Where do you see Intopia headed over the next 12 months?

Sarah: Now that we have a year under our belt, it is time to make some of our ideas we’ve been kicking around a reality. We’ll invest more time into products that help move accessibility forward, such as our face-to-face and online training that will help organisation become even more self-sufficient when it comes to accessible practices, and our usability database to make it easier to consult and test with real users during projects. We’ll start to share our experiences though more articles and presentations. We’ll continue to support community initiatives as an organisation and as individuals, such as A11y Bytes, A11y Camp and the meetups around Australia. We’ll continue to forge great relationships with people in Australian and around the world. And we will continue to grow our awesome team — get in touch if you’d like to work with us.

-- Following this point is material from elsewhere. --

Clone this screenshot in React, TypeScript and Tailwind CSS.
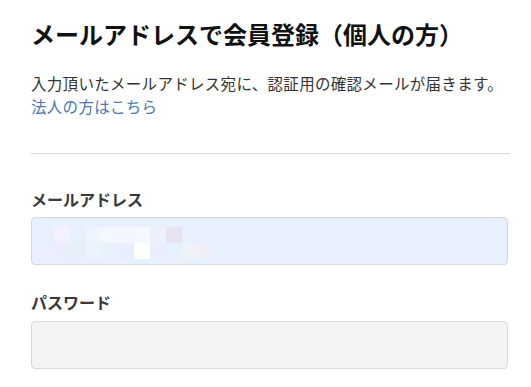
import React from "react";

const row1 = ["#f5f0fd", "#e6f1fd", "#edf6fe", "#f3f7fe", "#f3f6fe", "#f5f9ff", "#ecf0fd", "#e7e3ee", "#e7f0fc", "#e8f0fe"];
const row2 = ["#ebeefa", "#e6eefa", "#ebf3fd", "#e6f2fa", "#e8eefd", "#ffffff", "#ebecfc", "#e5f2fd", "#f0f2fa", "#eeeff8"];

export default function App() {
  return (
    <div
      className="w-[531px] h-[387px] bg-white overflow-hidden pl-[31px] pr-[23px]"
      style={{ fontFamily: '"Noto Sans CJK JP", "Noto Sans", sans-serif' }}
    >
      <h1 className="pt-[18px] text-[24px] leading-[32px] font-bold text-[#111]">
        メールアドレスで会員登録（個人の方）
      </h1>
      <p className="mt-[22px] text-[15.5px] leading-[23px] text-[#333] tracking-[0.3px] whitespace-nowrap">
        入力頂いたメールアドレス宛に、認証用の確認メールが届きます。
        <br />
        <a className="text-[#4a78b5]">法人の方はこちら</a>
      </p>
      <div className="mt-[35px] h-px bg-[#d9d9d9] mr-[-2px]" />
      <div className="mt-[34px]">
        <label className="block text-[16px] leading-[22px] font-bold text-[#3a3a3a]">メールアドレス</label>
        <div className="mt-[7px] h-[48px] rounded-[4px] border border-[#d4d8de] bg-[#e8f0fe] pl-[22px] pt-[9px]">
          <div className="flex">
            {row1.map((c, i) => (
              <div key={i} className="w-[16px] h-[16px]" style={{ backgroundColor: c }} />
            ))}
          </div>
          <div className="flex">
            {row2.map((c, i) => (
              <div key={i} className="w-[16px] h-[16px]" style={{ backgroundColor: c }} />
            ))}
          </div>
        </div>
      </div>
      <div className="mt-[26px]">
        <label className="block text-[16px] leading-[22px] font-bold text-[#3a3a3a]">パスワード</label>
        <div className="mt-[8px] h-[48px] rounded-[4px] border border-[#d9d9d9] bg-[#f3f3f3]" />
      </div>
    </div>
  );
}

Stewart: Our first 12 months with Intopia really felt like we were on a rocket and I think we have only just recovered from the initial whiplash. I don’t expect the next 12 months are going to be any different for the following reasons:

  • Increasing demand for help from both existing and new clients.
  • Launch of our range of training courses.
  • Completion of the development of our database of usability testers.
  • Supporting A11y Camp again this year which will be returning to Sydney.

As a result of all this work we will be adding more people to our growing team at Intopia. No matter what happens it is going to be a fun and interesting 12 months!

Adem: To quote Stewart ‘we’re going to take over the world’… But in all seriousness, who knows. I think 2017 is going to be a huge year full of fun for team Intopia. More staff, more clients and more exciting projects. Bring it on!!!